▶ [DATA SHOWN]
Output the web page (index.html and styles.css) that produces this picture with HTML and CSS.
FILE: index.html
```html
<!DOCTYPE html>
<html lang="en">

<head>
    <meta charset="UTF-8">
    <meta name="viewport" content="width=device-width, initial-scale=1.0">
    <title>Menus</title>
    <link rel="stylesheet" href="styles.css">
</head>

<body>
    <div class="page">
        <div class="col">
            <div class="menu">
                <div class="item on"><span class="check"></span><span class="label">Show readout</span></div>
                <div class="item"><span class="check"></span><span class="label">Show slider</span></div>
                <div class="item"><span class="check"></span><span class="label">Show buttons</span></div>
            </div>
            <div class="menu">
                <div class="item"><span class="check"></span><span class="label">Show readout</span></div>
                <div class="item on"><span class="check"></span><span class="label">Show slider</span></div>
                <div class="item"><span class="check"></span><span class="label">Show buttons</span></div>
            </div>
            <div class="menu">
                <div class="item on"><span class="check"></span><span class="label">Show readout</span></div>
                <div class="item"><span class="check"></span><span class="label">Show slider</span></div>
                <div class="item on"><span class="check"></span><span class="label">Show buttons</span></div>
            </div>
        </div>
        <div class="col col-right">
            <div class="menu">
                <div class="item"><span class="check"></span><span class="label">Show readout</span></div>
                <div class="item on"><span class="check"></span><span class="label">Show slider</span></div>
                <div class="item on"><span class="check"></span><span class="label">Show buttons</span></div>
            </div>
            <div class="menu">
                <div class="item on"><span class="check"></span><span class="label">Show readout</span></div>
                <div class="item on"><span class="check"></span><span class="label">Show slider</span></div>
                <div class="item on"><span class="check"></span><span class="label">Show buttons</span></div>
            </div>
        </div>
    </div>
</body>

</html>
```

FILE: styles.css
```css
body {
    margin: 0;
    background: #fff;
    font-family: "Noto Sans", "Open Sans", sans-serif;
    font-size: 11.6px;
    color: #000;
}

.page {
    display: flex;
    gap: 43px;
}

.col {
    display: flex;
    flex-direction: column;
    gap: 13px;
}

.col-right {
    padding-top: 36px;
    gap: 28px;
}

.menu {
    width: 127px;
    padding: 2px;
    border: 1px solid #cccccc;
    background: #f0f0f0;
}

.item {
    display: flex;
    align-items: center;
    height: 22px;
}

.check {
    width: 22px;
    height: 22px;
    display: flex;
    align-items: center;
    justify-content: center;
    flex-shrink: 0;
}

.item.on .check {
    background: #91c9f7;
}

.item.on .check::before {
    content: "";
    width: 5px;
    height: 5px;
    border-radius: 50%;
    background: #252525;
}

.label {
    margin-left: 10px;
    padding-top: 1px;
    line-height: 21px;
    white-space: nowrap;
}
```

--

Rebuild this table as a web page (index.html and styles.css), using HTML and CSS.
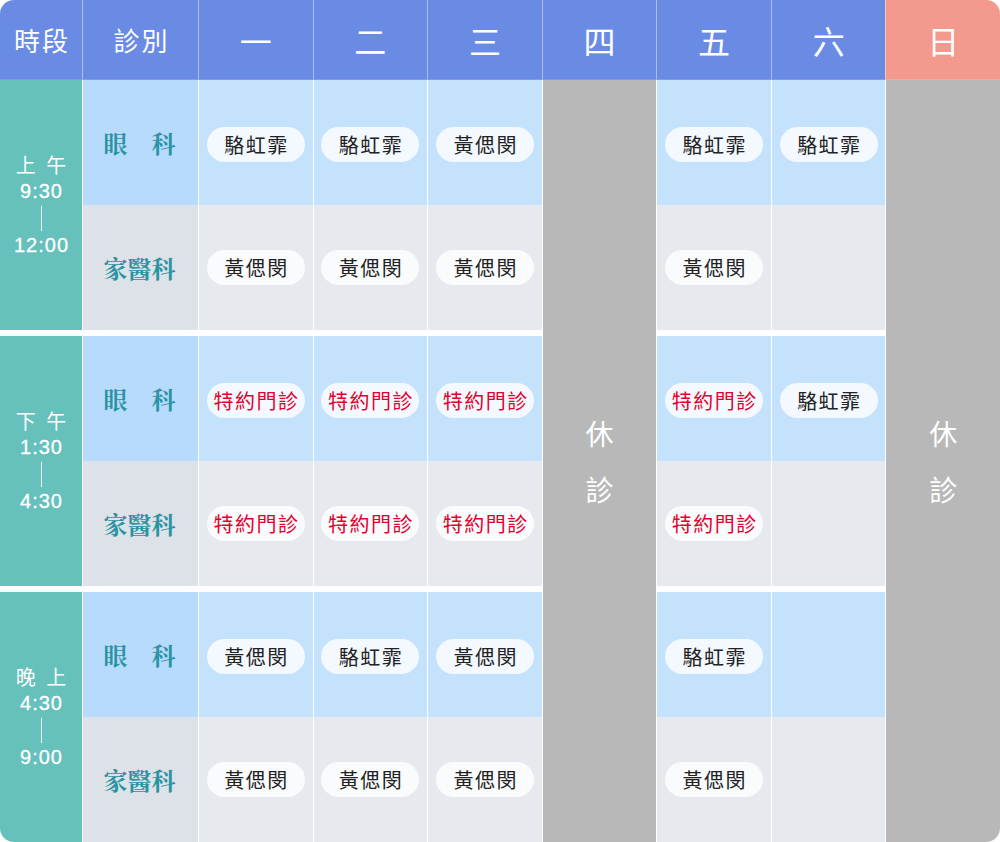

▶ [EXERCISE OBJECTIVE] Work out how many lines of the listing above include the word "this". Report only the number.

▶ [THE SOLUTION] 2